The only part of the new Spacedock really needed for the story were the space doors Scotty had to open, creating tension during the escape sequence. If they stayed with the TMP style dock, this could have been achieved with some kind of enclosing gate or clamp that had to be released. Even the scene with possible Janice Rand could have been accomplished with an observation module on the side, like in the beginning of Generations.

The final realization of Spacedock is at odds with the premise that Excelsior was the only ship with potential to stop or pursue the Enterprise. We even see glimpses of other ships in Spacedock at the end of TVH. While there are ways to explain this, the idea that there are no other ships that could have picked up the chase after Excelsior was disabled fits much better in the more "sparse" depiction of Starfleet in TMP and TWOK (sparse in the sense that their resources are out there in space instead of buzzing around earth). Because of this, I think they wrote the scenes for Old City Station, Bar scene with McCoy, Lounge scene with Morrow, and the prison break scene to all be locations on Earth.
 
No doubt. But just to cover all angles, the visual side of things should probably be noted as well: the actual set for Old City Station makes no attempt to appear either old or city-based.

Certain other sets were built with specific ideas in mind, even if done on the cheap (the Excelsior bridge, say); many were modified out of existing elements to suggest story-clarifying variety or specificity (the Grissom bridge and the Spacedock observation lounge, say). There was no time, money or incentive to modify the transporter room for Mr Adventure's adventure to a specific dramatic end, though.

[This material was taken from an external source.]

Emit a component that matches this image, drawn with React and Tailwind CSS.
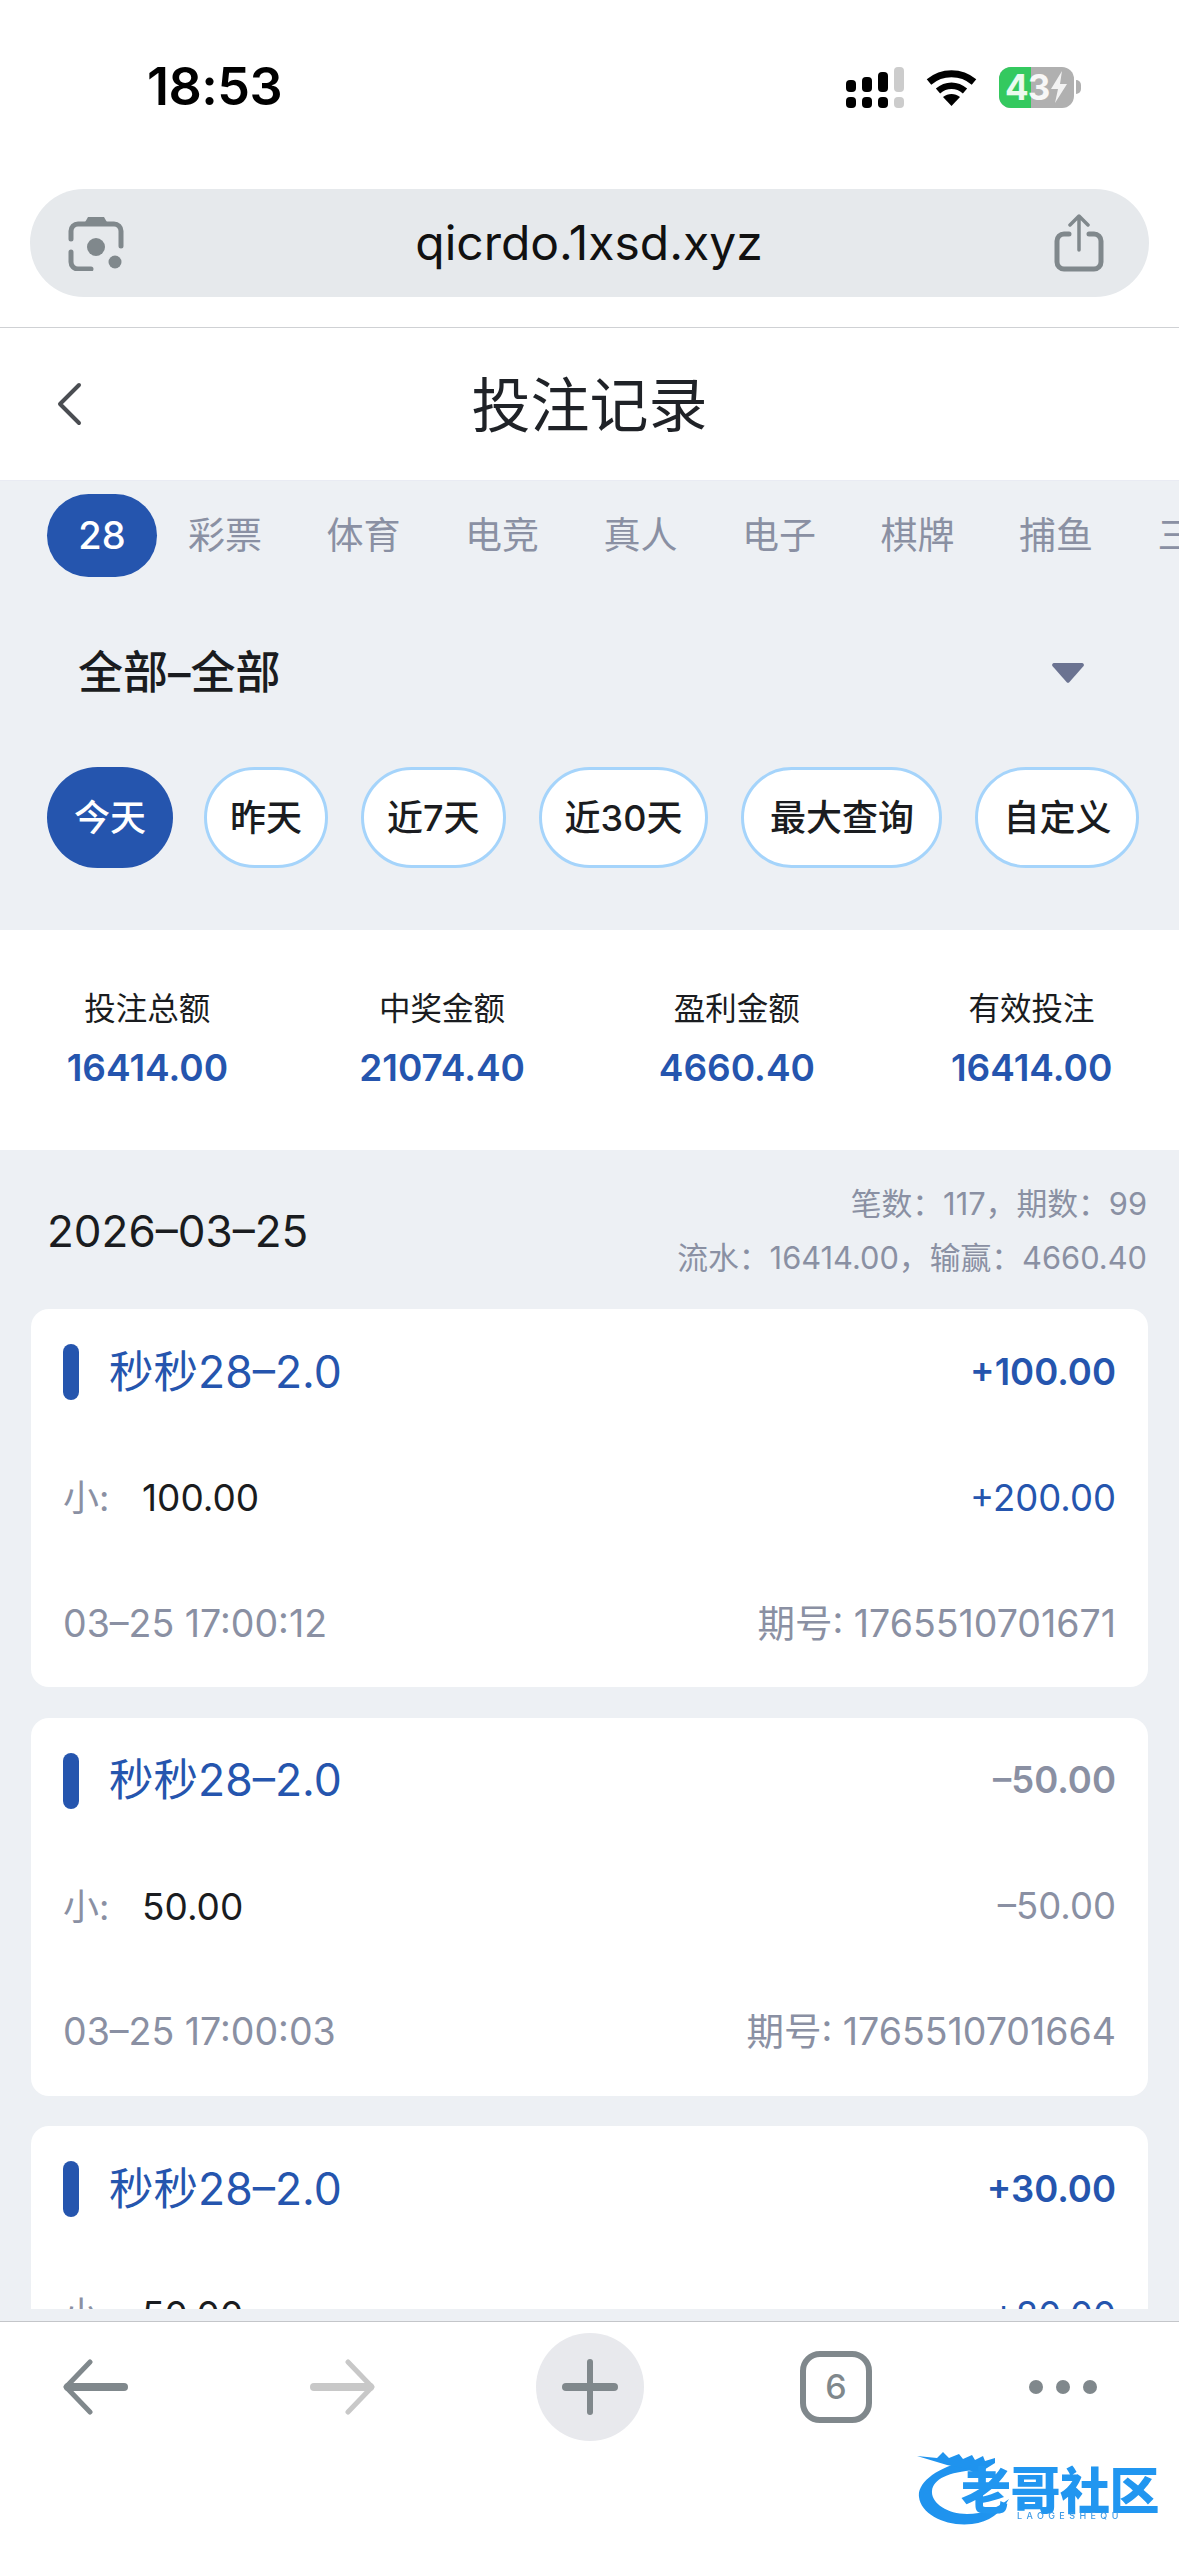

A console and two chairs were added, but there was no telltale signage, nothing inserted in the monitors of the console, no window or a glimpse of city life through a door, not even a soundscape different from shipboard transporter rooms.

It's not as if the set would have needed such things, of course. And it's difficult to see how a revealing window or doorway could have been affordably created (reusing the skyline matte would just make one wonder why the transporter is in the 27th floor of the building!).